1.       Define:    Get the content right from the off by having very clear and AGREED Intended Learning Outcomes.  This will enable you to establish the SCOPE of the course.  1 day

2.       DESIGN (gather the content and write the copy):   Usually your SME’s will give you a bit of their time and probably some resources.  You have to be able to write good copy – quickly and efficiently. If the design is good and it will mean you won’t waste time and therefore, lose money!  Allow for 5 days.   Get the design documents, storyboards and scripts signed off by your customer and get them to pay part of the bill.

3.       DEVELOP:   1 screen = one day.  That may sound excessive, but if you are going to have any kind of quality control you ought to produce a prototype followed by at least one other version (at the moment I’m doing two versions beyond the prototype because my client has “three heads”).

  • Audio recording.  Recording narration for a course takes two days.  One day to record it, one day to edit it, normalise it, and file it. 2 days.

4.       TESTING:  Quality checking and testing – 5 days.  Ideally, get your customer to do some QA as part of their internal function.  This can be a good time to send part of your bill.

5.       DEPLOYMENT:  It has to go somewhere.  It may be just uploading to web space.  More likely you’ll be loading it into someone’s LMS. – 2 days

6.       Project Management:  Don’t miss this out!   Whatever time you have budgeted for so far add a further 25% worth. Communication, documentation, travel, troubleshooting, negotiation, invoicing all takes time.  As a freelance you don’t have the benefit of having a corporate structure that can take care of this (you just don’t have the economies of scale). 

OK let’s add it up:

Define:                 1

Design:                 5

Develop:              30 (let’s assume a 30 screen Presenter™ file)
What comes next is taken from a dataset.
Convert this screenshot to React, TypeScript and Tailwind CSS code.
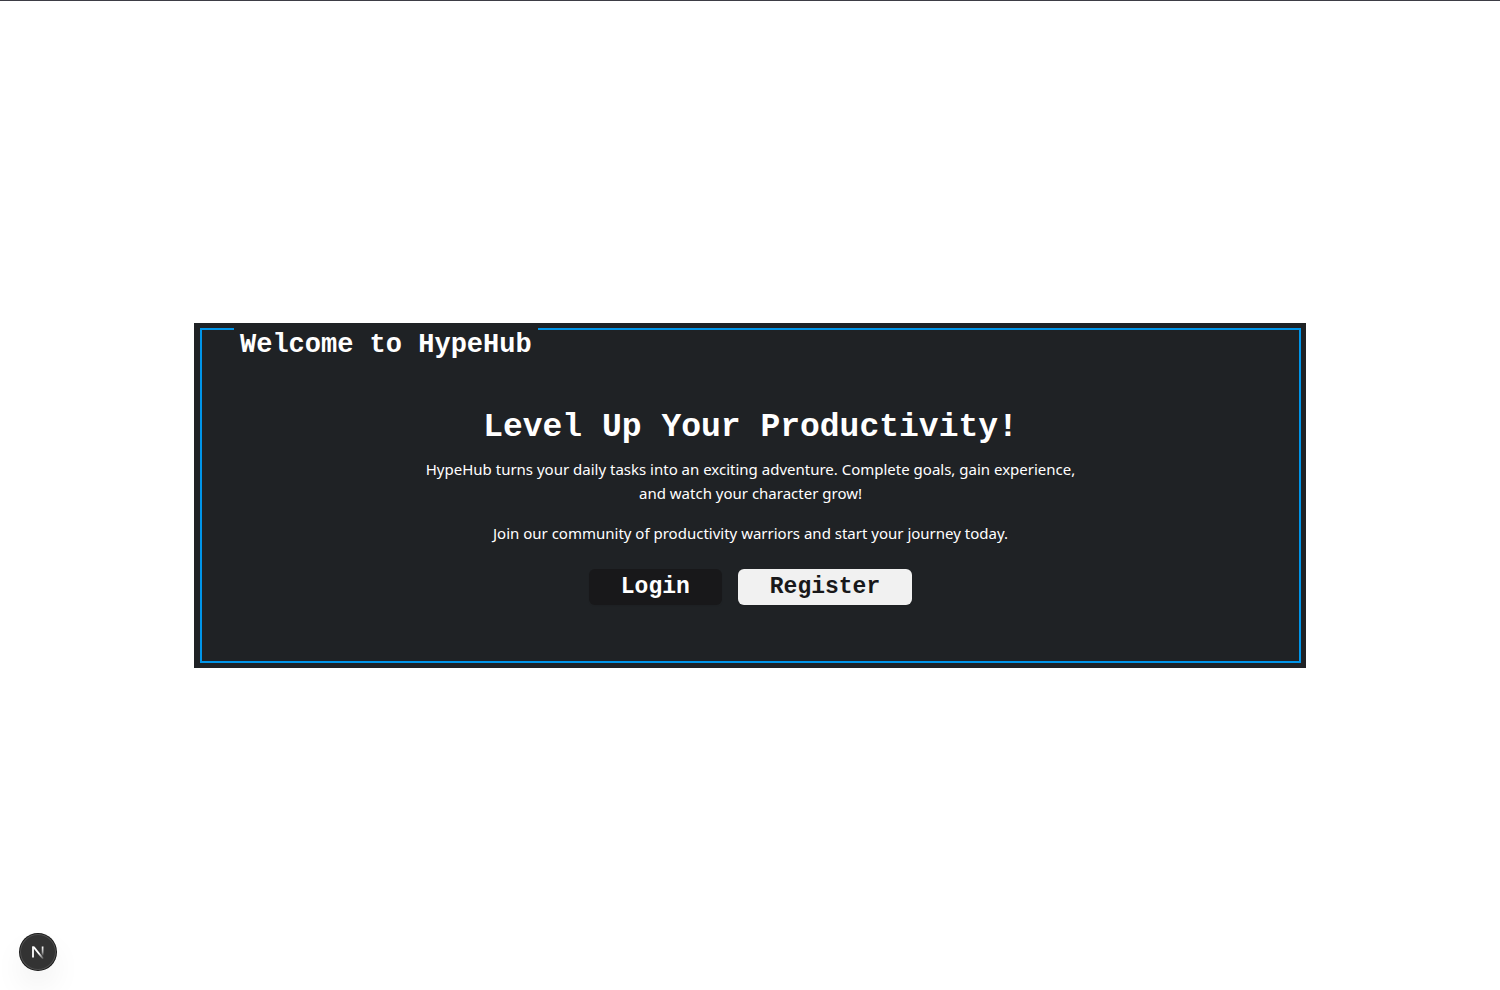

Audio:                   2

Testing:                5

Deployment:     2

Project Management:  14

Total = 54 days

Calls that 11 weeks work (allows some time for delays – but remember that is NOT your cost).  If you’re a freelance you can charge £150 - £300 (oh I wish!) per day so that’s £8,100 - £16,200 gross.  Get four contracts in during a year and you get £32 - £60K gross.  

So when you’re asked, “how much will this cost?” – You should reply “£300 pounds per screen”.  That should be enough to focus the mind of a verbose SME!